* _Aim_:
Copy all lines of the listing that include the string "full".

* _Supplied material_:
-*-

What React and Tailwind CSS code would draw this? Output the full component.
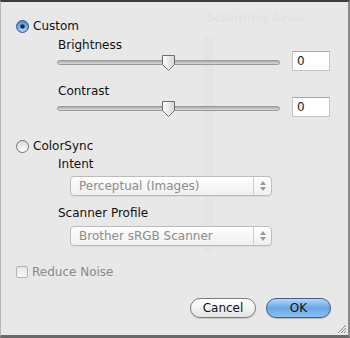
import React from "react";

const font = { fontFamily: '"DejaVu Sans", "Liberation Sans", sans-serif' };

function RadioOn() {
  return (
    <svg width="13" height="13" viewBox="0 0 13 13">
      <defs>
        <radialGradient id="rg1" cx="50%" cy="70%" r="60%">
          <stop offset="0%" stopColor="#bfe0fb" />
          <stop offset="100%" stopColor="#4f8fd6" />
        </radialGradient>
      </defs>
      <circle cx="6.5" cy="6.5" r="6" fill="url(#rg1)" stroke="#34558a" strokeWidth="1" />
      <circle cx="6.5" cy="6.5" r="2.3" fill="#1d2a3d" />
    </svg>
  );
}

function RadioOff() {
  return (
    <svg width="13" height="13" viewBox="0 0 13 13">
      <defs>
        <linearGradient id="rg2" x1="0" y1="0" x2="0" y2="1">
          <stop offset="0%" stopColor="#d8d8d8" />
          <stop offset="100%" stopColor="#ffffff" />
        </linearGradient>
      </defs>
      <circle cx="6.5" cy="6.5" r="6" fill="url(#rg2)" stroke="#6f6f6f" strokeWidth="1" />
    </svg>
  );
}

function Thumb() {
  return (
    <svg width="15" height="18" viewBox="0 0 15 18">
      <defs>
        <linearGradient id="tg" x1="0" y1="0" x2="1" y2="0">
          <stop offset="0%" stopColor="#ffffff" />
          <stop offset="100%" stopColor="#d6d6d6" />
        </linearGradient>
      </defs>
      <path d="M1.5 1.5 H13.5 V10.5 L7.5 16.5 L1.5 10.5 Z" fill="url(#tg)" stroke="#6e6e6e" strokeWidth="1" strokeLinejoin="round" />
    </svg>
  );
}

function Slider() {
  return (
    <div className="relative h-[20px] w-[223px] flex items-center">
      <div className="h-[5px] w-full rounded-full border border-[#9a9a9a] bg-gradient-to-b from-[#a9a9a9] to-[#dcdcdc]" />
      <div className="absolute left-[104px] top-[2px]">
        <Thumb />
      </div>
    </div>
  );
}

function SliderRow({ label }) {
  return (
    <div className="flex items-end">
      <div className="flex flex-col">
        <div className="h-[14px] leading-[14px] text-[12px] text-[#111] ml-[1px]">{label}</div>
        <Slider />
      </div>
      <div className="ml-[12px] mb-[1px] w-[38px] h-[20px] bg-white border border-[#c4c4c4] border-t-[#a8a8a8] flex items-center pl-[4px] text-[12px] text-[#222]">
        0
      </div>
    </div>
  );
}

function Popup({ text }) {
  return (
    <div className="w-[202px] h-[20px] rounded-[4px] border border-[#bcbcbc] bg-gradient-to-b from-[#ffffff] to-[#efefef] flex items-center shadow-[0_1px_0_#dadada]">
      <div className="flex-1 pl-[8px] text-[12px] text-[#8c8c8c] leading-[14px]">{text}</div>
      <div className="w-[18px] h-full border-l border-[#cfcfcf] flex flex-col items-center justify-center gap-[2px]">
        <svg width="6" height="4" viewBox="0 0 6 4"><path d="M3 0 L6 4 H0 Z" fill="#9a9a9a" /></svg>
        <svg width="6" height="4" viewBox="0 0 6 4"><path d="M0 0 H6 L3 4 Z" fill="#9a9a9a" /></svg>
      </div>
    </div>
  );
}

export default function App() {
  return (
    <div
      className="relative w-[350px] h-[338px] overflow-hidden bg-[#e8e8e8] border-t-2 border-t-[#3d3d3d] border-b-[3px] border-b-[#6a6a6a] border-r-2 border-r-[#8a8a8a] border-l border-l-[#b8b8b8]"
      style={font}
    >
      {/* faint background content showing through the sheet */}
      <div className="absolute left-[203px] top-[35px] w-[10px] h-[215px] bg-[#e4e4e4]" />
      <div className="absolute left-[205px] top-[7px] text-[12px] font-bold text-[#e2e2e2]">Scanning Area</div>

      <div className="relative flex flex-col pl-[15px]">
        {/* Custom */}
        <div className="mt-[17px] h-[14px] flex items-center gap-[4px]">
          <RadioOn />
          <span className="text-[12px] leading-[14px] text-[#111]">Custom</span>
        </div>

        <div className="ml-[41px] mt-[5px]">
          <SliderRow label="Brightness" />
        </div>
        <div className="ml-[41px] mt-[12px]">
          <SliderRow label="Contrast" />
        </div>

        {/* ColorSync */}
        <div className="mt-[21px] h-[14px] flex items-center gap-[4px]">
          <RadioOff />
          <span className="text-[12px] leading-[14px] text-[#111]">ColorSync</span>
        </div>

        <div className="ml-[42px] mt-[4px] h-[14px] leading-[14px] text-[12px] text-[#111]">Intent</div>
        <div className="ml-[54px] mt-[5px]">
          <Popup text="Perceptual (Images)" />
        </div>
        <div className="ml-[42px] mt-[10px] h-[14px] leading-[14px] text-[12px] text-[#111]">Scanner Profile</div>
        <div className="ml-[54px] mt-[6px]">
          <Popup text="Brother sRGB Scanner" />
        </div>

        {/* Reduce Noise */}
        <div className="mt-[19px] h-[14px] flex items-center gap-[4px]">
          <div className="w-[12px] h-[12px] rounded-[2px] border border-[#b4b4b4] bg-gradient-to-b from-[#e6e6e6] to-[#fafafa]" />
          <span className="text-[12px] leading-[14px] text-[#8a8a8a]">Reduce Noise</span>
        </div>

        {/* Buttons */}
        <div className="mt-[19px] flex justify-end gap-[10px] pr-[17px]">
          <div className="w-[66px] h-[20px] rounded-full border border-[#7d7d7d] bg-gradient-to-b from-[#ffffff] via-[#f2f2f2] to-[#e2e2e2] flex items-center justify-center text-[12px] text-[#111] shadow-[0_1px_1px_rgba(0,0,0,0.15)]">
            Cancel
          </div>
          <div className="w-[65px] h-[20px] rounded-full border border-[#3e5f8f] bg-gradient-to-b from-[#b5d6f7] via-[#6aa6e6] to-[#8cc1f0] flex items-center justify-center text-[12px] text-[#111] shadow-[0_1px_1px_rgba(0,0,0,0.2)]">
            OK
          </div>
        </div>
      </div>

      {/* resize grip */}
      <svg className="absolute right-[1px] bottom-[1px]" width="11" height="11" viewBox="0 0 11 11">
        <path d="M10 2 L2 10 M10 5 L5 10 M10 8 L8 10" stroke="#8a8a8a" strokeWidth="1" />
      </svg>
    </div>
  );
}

-*-

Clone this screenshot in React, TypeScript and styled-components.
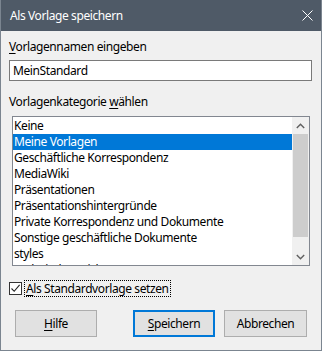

-*-

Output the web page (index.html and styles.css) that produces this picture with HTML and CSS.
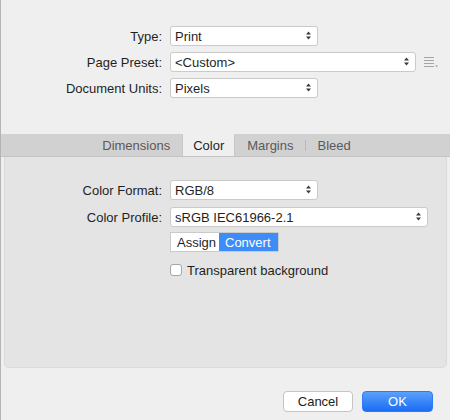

-*-

* _Response to this task_:
What React and Tailwind CSS code would draw this? Output the full component.
      <div className="h-[5px] w-full rounded-full border border-[#9a9a9a] bg-gradient-to-b from-[#a9a9a9] to-[#dcdcdc]" />
      <div className="w-[18px] h-full border-l border-[#cfcfcf] flex flex-col items-center justify-center gap-[2px]">
          <div className="w-[66px] h-[20px] rounded-full border border-[#7d7d7d] bg-gradient-to-b from-[#ffffff] via-[#f2f2f2] to-[#e2e2e2] flex items-center justify-center text-[12px] text-[#111] shadow-[0_1px_1px_rgba(0,0,0,0.15)]">
          <div className="w-[65px] h-[20px] rounded-full border border-[#3e5f8f] bg-gradient-to-b from-[#b5d6f7] via-[#6aa6e6] to-[#8cc1f0] flex items-center justify-center text-[12px] text-[#111] shadow-[0_1px_1px_rgba(0,0,0,0.2)]">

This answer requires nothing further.